Le sue telecronache diventano dei piccoli cult. Anche per qualche svarione. Un giorno, mentre commenta il tennis, dice che Ivan Lendl ha “lanciato una bomba al Nepal”. Qualche tempo dopo parla di “Roulotte russa”. Poco male. I suoi servizi continuano a entrare nella storia. Nel 1983 il suo impermeabile compare accanto a Liedholm nel giorno dello scudetto della Roma. Poi Galeazzi scende nello spogliatoio. Parla con Di Bartolomei. Parla con Pruzzo. Parla con Falcão. Con la telecamera che cattura i loro occhi. E che racconta le loro anime. È un miracolo che si ripete il 10 maggio 1987. Stavolta al San Paolo. Il video mostra un Galeazzi zuppo nello spogliatoio del Napoli campione d’Italia. Il giornalista si avvicina a Maradona. Lo intervista. E poi gli lascia il microfono. “Mi feci chiudere dal guardiano dentro gli spogliatoi – racconterà – c’erano 250 televisioni, me ritrovai solo con tutta la squadra in mutande. Il colpo di genio fu far fare a Maradona le interviste ai compagni. Lì capii che era un uomo superiore”.

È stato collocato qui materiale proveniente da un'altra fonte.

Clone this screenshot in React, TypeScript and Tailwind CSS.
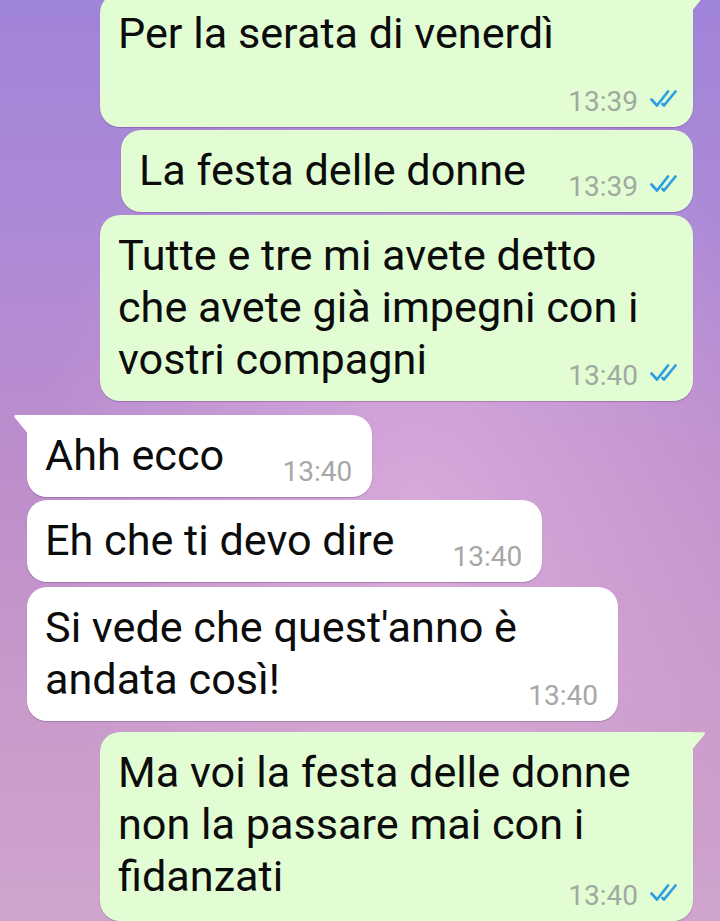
import React from 'react';

function Ticks(): JSX.Element {
  return (
    <svg width="30" height="18" viewBox="0 0 30 18" fill="none" className="mt-[1px] shrink-0">
      <path d="M2.5 10.5 L8 16.5 L19 2.5" stroke="#2c9fe2" strokeWidth="2.7" strokeLinecap="round" strokeLinejoin="round" />
      <path d="M13.5 15 L15 16.5 L26.5 2.5" stroke="#2c9fe2" strokeWidth="2.7" strokeLinecap="round" strokeLinejoin="round" />
    </svg>
  );
}

interface BubbleProps {
  out?: boolean;
  tail?: boolean;
  time: string;
  className?: string;
  children: React.ReactNode;
}

function Bubble({ out, tail, time, className, children }: BubbleProps): JSX.Element {
  if (out) {
    return (
      <div
        className={`relative self-end max-w-[593px] bg-[#e2fdd3] rounded-[20px] ${tail ? 'rounded-tr-none' : ''} pl-[18px] pr-[14px] py-[15px] shadow-[0_1px_1px_rgba(60,20,80,0.25)] ${className ?? ''}`}
      >
        {tail && (
          <svg width="13" height="17" viewBox="0 0 14 18" className="absolute top-0 left-full">
            <path d="M0 0 H11 Q14 0 12.3 2.6 L0 17.5 Z" fill="#e2fdd3" />
          </svg>
        )}
        <p>
          {children}
          <span className="inline-block w-[148px]" />
        </p>
        <div className="absolute bottom-[11px] right-[14px] flex items-start gap-[11px] text-[28px] leading-none text-[#a0aaa0]">
          <span>{time}</span>
          <Ticks />
        </div>
      </div>
    );
  }
  return (
    <div
      className={`relative self-start max-w-[593px] bg-white rounded-[20px] ${tail ? 'rounded-tl-none' : ''} pl-[18px] pr-[20px] py-[15px] shadow-[0_1px_1px_rgba(60,20,80,0.25)] ${className ?? ''}`}
    >
      {tail && (
        <svg width="14" height="18" viewBox="0 0 14 18" className="absolute top-0 right-full">
          <path d="M14 0 H3 Q0 0 1.7 2.6 L14 17.5 Z" fill="#ffffff" />
        </svg>
      )}
      <p>
        {children}
        <span className="inline-block w-[128px]" />
      </p>
      <div className="absolute bottom-[11px] right-[20px] text-[28px] leading-none text-[#a7a7a7]">
        {time}
      </div>
    </div>
  );
}

export default function App(): JSX.Element {
  return (
    <div className="w-full h-[921px] overflow-hidden font-[Roboto,sans-serif] text-[43.2px] leading-[52px] text-[#0c0c0c] bg-[radial-gradient(ellipse_at_58%_55%,rgba(232,186,228,0.6),transparent_65%),linear-gradient(180deg,#a084d9_0%,#ad8ad6_25%,#bd8dcc_50%,#c899ca_75%,#cfa5cd_100%)]">
      <div className="flex flex-col px-[27px] -mt-[7px]">
        <Bubble out tail time="13:39" className="w-[593px]">
          Per la serata di venerdì
          <br />
        </Bubble>
        <Bubble out time="13:39" className="mt-[3px] w-[572px]">
          La festa delle donne
        </Bubble>
        <Bubble out time="13:40" className="mt-[3px] w-[593px]">
          Tutte e tre mi avete detto
          <br />
          che avete già impegni con i
          <br />
          vostri compagni
        </Bubble>

        <Bubble tail time="13:40" className="mt-[14px]">
          Ahh ecco
        </Bubble>
        <Bubble time="13:40" className="mt-[3px]">
          Eh che ti devo dire
        </Bubble>
        <Bubble time="13:40" className="mt-[5px] w-[591px]">
          Si vede che quest'anno è
          <br />
          andata così!
        </Bubble>

        <Bubble out tail time="13:40" className="mt-[11px] w-[593px] pb-[18px]">
          Ma voi la festa delle donne
          <br />
          non la passare mai con i
          <br />
          fidanzati
        </Bubble>
      </div>
    </div>
  );
}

Fra l’argentino e Bisteccone si crea una complicità fuori dal comune. “Andavamo nei locali come lupi mannari, io, lui e Carnevale – ha detto a Giancarlo Dotto – Diego parcheggiava il Testanera addosso al muro come fosse un motorino. Le più brutte donne di Napoli erano le sue. Gli piacevano quelle alla Botero. A me invece piacciono le americane Wasp, tipo Nicole Kidman”. L’America entra davvero nella sua vita nel 1986. La Juventus è in Islanda. Deve giocare in Coppa dei Campioni. Contro il Valur. Ma la Rai non vuole sentire storie. Visto che è lì Galeazzi deve raccontare anche lo storico incontro fra Gorbaciov e Reagan a Reykjavík. Giampiero risponde “obbedisco”. E firma un servizio nel suo stile. Nel 2000, quando la sua Lazio vince lo Scudetto, Galeazzi sta commentando la finale di tennis al Foro Italico. Ma il richiamo è troppo forte. Giampiero molla tutto e si precipita fuori dall’Olimpico. Le immagini del tennis scivolano via senza commento. Poco importa. C’è un altro pezzo di storia da documentare:”Mi precipitai di corsa allo stadio con un microfono in pugno. Il primo che acchiappai fu un frate”. Un fuoriclasse. Che da oggi ci mancherà tantissimo.